The purpose of this demo is to show how Pachyderm can be used in concert with Spark and MLflow to train an ML model and track related artifacts. Therefore, I'll demonstrate an example of ML fraud detection based on a synthetic financial dataset with a focus on the end-to-end pipeline rather than model statistics and performance.

Repository Content

  • minikube_install/: step by step instructions to install prerequistes on a Minikube cluster.
  • demo.ipynb: demo notebook (this README has been rendered from this file)
  • docker/: Docker containers used in this demo; they've been published on Docker Hub (you can ignore this folder).

Prerequiestes:

  • The demo prerequistes shipped in this repository
  • A Pachyderm client (i.e. pachctl) installed on your local machine
  • Python and Jupyter Lab to run this notebook
  • unzip executable to unpack the raw dataset

Check Pachyderm cluster

!pachctl version
COMPONENT           VERSION             
pachctl             2.0.1               
pachd               2.0.1               

Add Raw Data

Below I create a data repository and populate it with the publicly PaySim1 financial fraud dataset available on Kaggle under a CC BY-SA 4.0 licence.
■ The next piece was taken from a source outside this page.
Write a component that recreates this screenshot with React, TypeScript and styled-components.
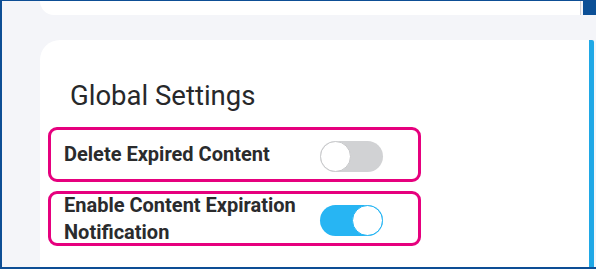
import React, { useState } from 'react';
import styled, { createGlobalStyle } from 'styled-components';

const GlobalStyle = createGlobalStyle`
  html, body {
    margin: 0;
    padding: 0;
    background: #ffffff;
  }
  * {
    box-sizing: border-box;
  }
`;

const Frame = styled.div`
  width: 596px;
  height: 269px;
  display: flex;
  flex-direction: column;
  padding-left: 38px;
  background: #f4f5f9;
  border-left: 2px solid #0d4e95;
  border-top: 1px solid #0d4e95;
  border-bottom: 2px solid #0d4e95;
  overflow: hidden;
  font-family: Roboto, 'Liberation Sans', sans-serif;
`;

const TopRow = styled.div`
  display: grid;
  grid-template-columns: 541px 13px;
  column-gap: 2px;
  height: 14px;
  flex-shrink: 0;
`;

const TopCard = styled.div`
  background: #ffffff;
  border-bottom-left-radius: 16px;
  border-right: 1px solid #cfd0d6;
`;

const ScrollThumb = styled.div`
  background: #0b4f96;
`;

const Card = styled.section`
  flex: 1;
  margin-top: 25px;
  margin-right: 2px;
  padding: 41px 0 0 8px;
  background: #ffffff;
  border-top-left-radius: 20px;
  border-right: 5px solid #1fa8e6;
  border-top-right-radius: 2px;
`;

const Title = styled.h2`
  margin: 0 0 16px;
  padding-left: 22px;
  font-size: 27.5px;
  line-height: 30px;
  font-weight: 400;
  color: #27282a;
`;

const SettingsList = styled.div`
  display: flex;
  flex-direction: column;
  gap: 9px;
`;

const SettingRow = styled.div`
  width: 373px;
  height: 55px;
  display: flex;
  align-items: center;
  gap: 20px;
  padding: 1px 35px 0 13px;
  border: 3px solid #e6007e;
  border-radius: 9px;
`;

const Label = styled.span`
  flex: 1;
  font-size: 20px;
  line-height: 27.5px;
  font-weight: 700;
  color: #2a2b2d;
`;

const Switch = styled.button<{ $on: boolean }>`
  width: 63px;
  height: 31px;
  flex-shrink: 0;
  margin-top: 3px;
  padding: 0;
  display: flex;
  justify-content: ${(p) => (p.$on ? 'flex-end' : 'flex-start')};
  border: none;
  border-radius: 16px;
  background: ${(p) => (p.$on ? '#27b5f3' : '#d1d2d4')};
  cursor: pointer;
`;

const Knob = styled.span<{ $on: boolean }>`
  width: 31px;
  height: 31px;
  border-radius: 50%;
  background: #ffffff;
  border: 1.5px solid ${(p) => (p.$on ? '#27b5f3' : '#c9cacc')};
`;

const settings = [
  { id: 'delete', label: 'Delete Expired Content', on: false },
  { id: 'notify', label: 'Enable Content Expiration Notification', on: true },
];

const App = () => {
  const [values, setValues] = useState<Record<string, boolean>>(
    Object.fromEntries(settings.map((s) => [s.id, s.on]))
  );

  const toggle = (id: string) => setValues((v) => ({ ...v, [id]: !v[id] }));

  return (
    <>
      <GlobalStyle />
      <Frame>
        <TopRow>
          <TopCard />
          <ScrollThumb />
        </TopRow>
        <Card>
          <Title>Global Settings</Title>
          <SettingsList>
            {settings.map((s) => (
              <SettingRow key={s.id}>
                <Label>{s.label}</Label>
                <Switch $on={values[s.id]} onClick={() => toggle(s.id)} aria-pressed={values[s.id]}>
                  <Knob $on={values[s.id]} />
                </Switch>
              </SettingRow>
            ))}
          </SettingsList>
        </Card>
      </Frame>
    </>
  );
};

export default App;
It's included in this repository so all I have to do is unpack it and a put it in Pachyderm.

!unzip -o raw_dataset.zip
Archive:  raw_dataset.zip
  inflating: PS_20174392719_1491204439457_log.csv  
!pachctl create repo raw_data
!pachctl put file -r raw_data@master -f PS_20174392719_1491204439457_log.csv --compress --progress=false
!pachctl list commit raw_data@master
REPO     BRANCH COMMIT                           FINISHED               SIZE     ORIGIN DESCRIPTION
raw_data master f18e3cb3496e4a1fa853f05cb357dc62 Less than a second ago 470.7MiB USER    
!pachctl list file raw_data@master
NAME                                  TYPE SIZE     
/PS_20174392719_1491204439457_log.csv file 470.7MiB 

Data Sharding pipeline: Split Records per Customer

Designing an effective ML training pipeline likely entails turning lots of raw datapoints into a dataset that represents the business objective at stake. In a context where each user generates a multitude of signals, it's often sensible to aggregate such information into smaller pieces. With that in mind, I create a pipeline to split the raw data producing a chunk for each customer. This is just a preliminary step for the following aggregation stage. It uses a simple python script to output a sharded data repository; to limit the computation time of this demo to a resonable amount I've added a subsample flag that reduces the amount of data being processed.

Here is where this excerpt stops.